[CHALLENGE]
Among the lines below, count those with "React". Give only the number.

[STORED DATA]
....

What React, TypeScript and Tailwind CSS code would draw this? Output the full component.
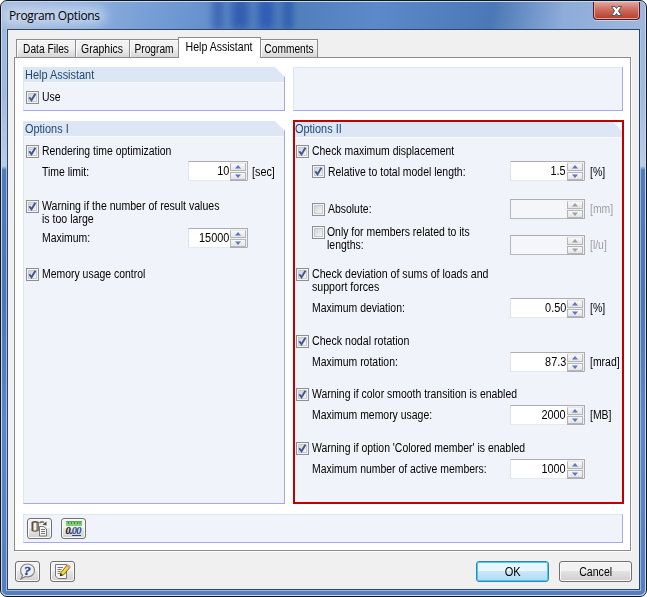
import React from 'react';
import clsx from 'clsx';

// Condensed dialog text
function T({ children, className = 'scale-x-[0.87]' }: { children: React.ReactNode; className?: string }) {
  return <span className={clsx('inline-block whitespace-nowrap', className, !className.includes('origin') && 'origin-left')}>{children}</span>;
}

function Checkbox({ checked = false }: { checked?: boolean }) {
  return (
    <span className="w-[13px] h-[13px] shrink-0 border border-[#8e8f8f] bg-[#f4f4f4] p-px flex">
      <span className="flex-1 border border-[#c6cbd1] bg-gradient-to-br from-[#cfd4da] to-[#f6f6f6] relative">
        {checked && (
          <svg className="absolute -left-px -top-px" width="9" height="9" viewBox="0 0 9 9">
            <path d="M1.3 4.3 L3.5 7.3 L7.4 0.8" fill="none" stroke="#40568f" strokeWidth="1.9" />
          </svg>
        )}
      </span>
    </span>
  );
}

function CheckRow({ lines, className, scale }: { lines: string[]; className?: string; scale?: string }) {
  return (
    <div className={clsx('flex items-start gap-[3px] leading-[13px]', className)}>
      <Checkbox checked />
      <div>
        {lines.map(line => <div key={line}><T className={scale}>{line}</T></div>)}
      </div>
    </div>
  );
}

function Spinner({ value = '', disabled = false, className }: { value?: string; disabled?: boolean; className?: string }) {
  const arrow = disabled ? '#a0a0a0' : '#5b74c4';
  return (
    <div className={clsx('h-5 shrink-0 flex border border-t-[#abadb3] border-r-[#abadb3]', disabled ? 'bg-[#f4f6fa] border-l-[#b5b7bc] border-b-[#b5b7bc]' : 'bg-white border-l-[#e2e3ea] border-b-[#e3e9ef]', className)}>
      <span className="flex-1 text-right leading-[18px] pr-px"><T className="origin-right scale-x-[0.91]">{value}</T></span>
      <span className="w-[17px] -mb-px flex flex-col border-b border-[#abadb3] bg-[#f0f0f0] pr-px pt-px">
        <span className="h-2 border border-t-[#e8e8e8] border-[#b4b6bb] bg-gradient-to-b from-[#f8f8f8] to-[#e4e4e6] flex items-center justify-center">
          <svg width="6" height="4" viewBox="0 0 6 4"><path d="M0 3.5 L3 0 L6 3.5 Z" fill={arrow} /></svg>
        </span>
        <span className="h-2 mt-px border border-[#b4b6bb] bg-gradient-to-b from-[#f8f8f8] to-[#e4e4e6] flex items-center justify-center">
          <svg width="6" height="4" viewBox="0 0 6 4"><path d="M0 0.5 L3 4 L6 0.5 Z" fill={arrow} /></svg>
        </span>
      </span>
    </div>
  );
}

interface FieldProps {
  label: string;
  value?: string;
  unit?: string;
  className?: string;
  textClass?: string;
}

function TimeField({ label, value, unit, className, textClass }: FieldProps) {
  return (
    <div className={clsx('flex items-center h-5 pl-[18px]', className)}>
      <span className={clsx('w-[146px]', textClass)}><T>{label}</T></span>
      <Spinner value={value} className="w-[60px]" />
      <span className={clsx('ml-1', textClass)}><T className="scale-x-[0.9]">{unit}</T></span>
    </div>
  );
}

function Field({ label, value, unit, className }: FieldProps) {
  return (
    <div className={clsx('flex items-center h-5 pl-[17px]', className)}>
      <span className="w-[198px] shrink-0"><T>{label}</T></span>
      <Spinner value={value} className="w-[75px]" />
      <span className="ml-[5px]"><T>{unit}</T></span>
    </div>
  );
}

function GroupTitle({ children, className = 'h-4 leading-[17px] pl-px' }: { children: string; className?: string }) {
  return (
    <div className={clsx('shrink-0 bg-[#dce6f4] text-[#1f4872] border-b border-[#f6f9fd]', className)}>
      <T className="scale-x-[0.91]">{children}</T>
    </div>
  );
}

function Group({ title, className, children }: { title: string; className?: string; children?: React.ReactNode }) {
  return (
    <section className={clsx('relative bg-[#f0f3f9] border-l border-l-[#dce6f4] border-r border-b border-r-[#a6a6ee] border-b-[#a6a6ee]', className)}>
      <GroupTitle>{title}</GroupTitle>
      {children}
      <svg className="absolute -right-px top-0" width="10" height="10" viewBox="0 0 10 10">
        <path d="M0 0 H10 V10 Z" fill="#fff" />
      </svg>
    </section>
  );
}

function IconButton({ children }: { children: React.ReactNode }) {
  return (
    <button className="w-[25px] h-[21px] rounded-[3px] border border-[#707070] bg-gradient-to-b from-[#f3f3f3] from-45% via-[#e6e6e6] via-50% to-[#d2d2d2] shadow-[inset_0_0_0_1px_#fafafa] flex items-center justify-center">
      {children}
    </button>
  );
}

function CopyIcon() {
  return (
    <svg width="17" height="17" viewBox="0 0 17 17" className="shrink-0">
      <path d="M0.5 2 Q4 0.2 7.8 2 V10.8 Q4 12.6 0.5 10.8 Z" fill="#5d4d43" />
      <path d="M2.4 2.8 H5 V10.6 H2.4 Z" fill="#f4f1ec" />
      <path d="M5 2.8 H6.5 V10.6 H5 Z" fill="#b5a99e" />
      <path d="M8.5 3 Q11 1 13 2.6" fill="none" stroke="#7a7a7a" strokeWidth="1.8" />
      <path d="M11.5 4.8 L15.5 1.5 V5.5 Z" fill="#4a4a4a" />
      <path d="M8.5 6.5 H12.5 L15.5 9 V16 H8.5 Z" fill="#f4f4f4" stroke="#777" />
      <path d="M10 9.5 H14 M10 11.5 H14 M10 13.5 H14" stroke="#777" />
    </svg>
  );
}

function UnitsIcon() {
  return (
    <svg width="18" height="17" viewBox="0 0 18 17" className="shrink-0">
      <rect x="1" y="1" width="16" height="5" fill="#7fd07c" />
      <path d="M1 1.5 H17" stroke="#5aa65a" />
      <path d="M3.5 2 V4 M6.5 2 V4 M9.5 2 V4 M12.5 2 V4 M15 2 V4" stroke="#3d8a41" />
      <text x="0.5" y="14" textLength="16" fontFamily="Liberation Serif, serif" fontSize="10.5" fontWeight="bold" fontStyle="italic" fill="#111">
        0.<tspan fill="#2a4a8c">00</tspan>
      </text>
      <path d="M7 15.5 H16" stroke="#2a4a8c" />
    </svg>
  );
}

function HelpIcon() {
  return (
    <svg width="17" height="17" viewBox="0 0 17 17" className="shrink-0">
      <path d="M8.5 1 C12.5 1 15.5 3.8 15.5 7.4 C15.5 11 12.5 13.8 8.5 13.8 C7.8 13.8 7 13.7 6.4 13.5 L2 16 L3.6 12.4 C2.3 11.2 1.6 9.4 1.6 7.4 C1.6 3.8 4.5 1 8.5 1 Z" fill="#eef0f5" stroke="#858585" strokeWidth="1.2" />
      <text x="5" y="12" fontFamily="Liberation Serif, serif" fontSize="13.5" fontWeight="bold" fontStyle="italic" fill="#2c4590" stroke="#2c4590" strokeWidth="0.4">?</text>
    </svg>
  );
}

function EditIcon() {
  return (
    <svg width="17" height="17" viewBox="0 0 17 17" className="shrink-0">
      <path d="M1.5 1.5 H12.5 V15.5 H4 L1.5 13 Z" fill="#f8f8f8" stroke="#777" />
      <path d="M3.5 4.5 H9 M3.5 6.5 H7.5 M3.5 8.5 H6.5 M3.5 10.5 H6" stroke="#777" />
      <path d="M6.2 12.8 L7 9.4 L13 2.2 L16 4.4 L9.5 12 Z" fill="#f5d928" stroke="#5a4a12" strokeWidth="0.8" />
      <path d="M12.2 3.2 L13.8 1 L16.8 3.2 L15.1 5.5 Z" fill="#e39a9a" />
      <path d="M5.8 13.2 L6.7 10.2 L8.7 12 Z" fill="#222" />
    </svg>
  );
}

function Tab({ children, className, scale = 'origin-center scale-x-[0.87]' }: { children: string; className: string; scale?: string }) {
  return (
    <div className={clsx('h-[18px] border border-b-0 border-[#898c95] bg-gradient-to-b from-[#f2f2f2] from-45% to-[#d6d6d6] shadow-[inset_1px_1px_0_#fcfcfc] flex justify-center leading-[18px]', className)}>
      <T className={scale}>{children}</T>
    </div>
  );
}

function TitleBar() {
  return (
    <header className="h-[27px] shrink-0 flex items-start justify-between pl-[7px] pr-[5px] overflow-hidden relative bg-[linear-gradient(100deg,#a3bbdd_0%,#8fb0de_12%,#6c97d2_28%,#507eba_44%,#5c89c9_58%,#4b78b6_76%,#8dacd9_87%,#9eb7de_100%)]">
      <div className="absolute left-[210px] -top-1 w-[12px] h-8 bg-[#1d4aa5]/50 blur-[3px]" />
      <div className="absolute left-[229px] -top-1 w-[18px] h-8 bg-[#1c46a8]/65 blur-[4px]" />
      <div className="absolute left-[256px] -top-1 w-[16px] h-8 bg-[#1c46b0]/65 blur-[4px]" />
      <div className="absolute left-[281px] -top-1 w-[10px] h-8 bg-[#1e4da9]/60 blur-[3px]" />
      <div className="absolute left-0 top-[5px] w-[104px] h-[17px] rounded-full bg-white/45 blur-[6px]" />
      <h1 className="relative font-['Open_Sans',sans-serif] text-[12px] leading-[27px] tracking-[-0.35px] text-black">Program Options</h1>
      <button className="relative w-[47px] h-[18px] rounded-b-[4px] border border-t-0 border-[#4d1c24] shadow-[inset_0_0_0_1px_#e9a59c,0_1px_0_#ffffff70] bg-gradient-to-b from-[#e3a59c] via-[#cc6d5f] via-45% to-[#b63a26] flex items-center justify-center">
        <svg width="11" height="10" viewBox="0 0 11 10">
          <path d="M0.5 0.5 H4 L5.5 2.5 L7 0.5 H10.5 L7.5 5 L10.5 9.5 H7 L5.5 7.5 L4 9.5 H0.5 L3.5 5 Z" fill="#fff" stroke="#535666" />
        </svg>
      </button>
    </header>
  );
}

function OptionsOne() {
  return (
    <Group title="Options I" className="w-[262px] mt-px h-[383px]">
      <CheckRow className="mt-2 ml-[2px] h-[13px]" lines={['Rendering time optimization']} />
      <TimeField className="mt-[3px]" textClass="pt-0.5" label="Time limit:" value="10" unit="[sec]" />
      <CheckRow className="mt-[19px] ml-[2px] h-[26px]" scale="scale-x-[0.88]" lines={['Warning if the number of result values', 'is too large']} />
      <TimeField className="mt-[2px]" label="Maximum:" value="15000" />
      <CheckRow className="mt-5 ml-[2px] h-[13px]" lines={['Memory usage control']} />
    </Group>
  );
}

function OptionsTwo() {
  return (
    <section className="relative w-[331px] h-[384px] border-2 border-[#c00000] bg-[#f0f3f9]">
      <GroupTitle className="h-4 leading-[15px]">Options II</GroupTitle>
      <svg className="absolute right-0 top-0" width="9" height="9" viewBox="0 0 9 9">
        <path d="M0 0 H9 V9 Z" fill="#fff" />
      </svg>
      <CheckRow className="mt-[7px] ml-px h-[13px]" lines={['Check maximum displacement']} />
      <div className="flex items-center h-5 mt-[3px] pl-[17px]">
        <span className="flex pt-px"><Checkbox checked /></span>
        <span className="ml-[3px] w-[182px] pt-0.5"><T>Relative to total model length:</T></span>
        <Spinner value="1.5" className="w-[75px]" />
        <span className="ml-[5px] pt-0.5"><T>[%]</T></span>
      </div>
      <div className="flex items-center h-5 mt-[18px] pl-[17px]">
        <Checkbox />
        <span className="ml-[3px] w-[182px]"><T>Absolute:</T></span>
        <Spinner disabled className="w-[75px]" />
        <span className="ml-[5px] text-[#a0a0a0]"><T>[mm]</T></span>
      </div>
      <div className="flex h-[29px] mt-[7px] pl-[17px]">
        <Checkbox />
        <span className="ml-[2px] w-[183px] leading-[13px]"><T>Only for members related to its<br />lengths:</T></span>
        <Spinner disabled className="w-[75px] self-end" />
        <span className="ml-[5px] self-end leading-5 text-[#a0a0a0]"><T>[l/u]</T></span>
      </div>
      <CheckRow className="mt-[13px] ml-px h-[26px]" scale="scale-x-[0.885]" lines={['Check deviation of sums of loads and', 'support forces']} />
      <Field className="mt-1" label="Maximum deviation:" value="0.50" unit="[%]" />
      <CheckRow className="mt-[17px] ml-px h-[13px]" scale="scale-x-[0.885]" lines={['Check nodal rotation']} />
      <Field className="mt-1" label="Maximum rotation:" value="87.3" unit="[mrad]" />
      <CheckRow className="mt-4 ml-px h-[13px]" lines={['Warning if color smooth transition is enabled']} />
      <Field className="mt-1" label="Maximum memory usage:" value="2000" unit="[MB]" />
      <CheckRow className="mt-[17px] ml-px h-[13px]" lines={["Warning if option 'Colored member' is enabled"]} />
      <Field className="mt-1" label="Maximum number of active members:" value="1000" />
    </section>
  );
}

export default function App() {
  return (
    <div className="w-[647px] h-[597px] bg-white overflow-hidden">
      <div className="w-full h-full rounded-[7px] border border-[#10151f] bg-[#c8d9ef] p-px overflow-hidden">
        <div className="w-full h-full rounded-[5px] overflow-hidden flex flex-col bg-[linear-gradient(to_bottom,#9cb6dd_0px,#9fb9df_90px,#b9cdea_164px,#4f7cbc_168px,#4b77b7_300px,#5b88c8_420px,#5480c0_100%)]">
          <TitleBar />
          <div className="mx-[5px] h-[561px] border border-[#2f4566] outline outline-[#b6cfec]/70 bg-[#f0f0f0] font-['Liberation_Sans',sans-serif] text-[12px] text-black flex flex-col pl-[6px] pr-[8px]">

            {/* Tabs */}
            <div className="flex items-end h-[20px] mt-[7px] pl-[2px] shrink-0">
              <Tab className="w-[60px]" scale="origin-center scale-x-[0.85]">Data Files</Tab>
              <Tab className="w-[55px] -ml-px">Graphics</Tab>
              <Tab className="w-[50px] -ml-px" scale="origin-center scale-x-[0.85]">Program</Tab>
              <div className="relative w-[83px] h-[21px] -mb-px -ml-px border border-b-0 border-[#898c95] bg-white flex justify-center leading-[19px]">
                <T className="origin-center scale-x-[0.88]">Help Assistant</T>
              </div>
              <Tab className="w-[58px] -ml-px" scale="origin-center scale-x-[0.85]">Comments</Tab>
            </div>

            {/* Tab page */}
            <div className="h-[494px] shrink-0 border border-[#898c95] bg-white pt-[9px] pl-2 shadow-[1px_1px_0_#fff]">
              <div className="flex gap-2">
                <Group title="Help Assistant" className="w-[262px] h-[44px]">
                  <CheckRow className="mt-2 ml-[2px] h-[13px]" lines={['Use']} />
                </Group>
                <div className="w-[330px] h-[44px] bg-[#f0f3f9] border border-t-[#dce6f4] border-l-[#dce6f4] border-r-[#a6a6ee] border-b-[#a6a6ee]" />
              </div>
              <div className="flex gap-2 mt-[9px]">
                <OptionsOne />
                <OptionsTwo />
              </div>
              <div className="w-[600px] h-[29px] mt-[10px] bg-[#f0f3f9] border border-t-[#dce6f4] border-l-[#dce6f4] border-r-[#a6a6ee] border-b-[#a6a6ee] flex items-center gap-[9px] pl-[3px]">
                <IconButton><CopyIcon /></IconButton>
                <IconButton><UnitsIcon /></IconButton>
              </div>
            </div>

            {/* Dialog buttons */}
            <div className="flex items-center mt-[10px] pl-px">
              <IconButton><HelpIcon /></IconButton>
              <span className="w-[10px]" />
              <IconButton><EditIcon /></IconButton>
              <button className="ml-auto w-[73px] h-[21px] rounded-[3px] border border-[#3c7fb1] bg-gradient-to-b from-[#eaf6fd] from-45% via-[#cbe8f9] via-50% to-[#a9dbf5] shadow-[inset_0_0_0_1px_#3fd0f8]">
                <T className="origin-center scale-x-[0.92]">OK</T>
              </button>
              <button className="ml-[10px] -mr-px w-[73px] h-[21px] rounded-[3px] border border-[#707070] bg-gradient-to-b from-[#f2f2f2] from-45% via-[#e2e2e2] via-50% to-[#cfcfcf] shadow-[inset_0_0_0_1px_#fafafa]">
                <T className="origin-center scale-x-[0.88]">Cancel</T>
              </button>
            </div>
          </div>
        </div>
      </div>
    </div>
  );
}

....

[WORKED ANSWER]
5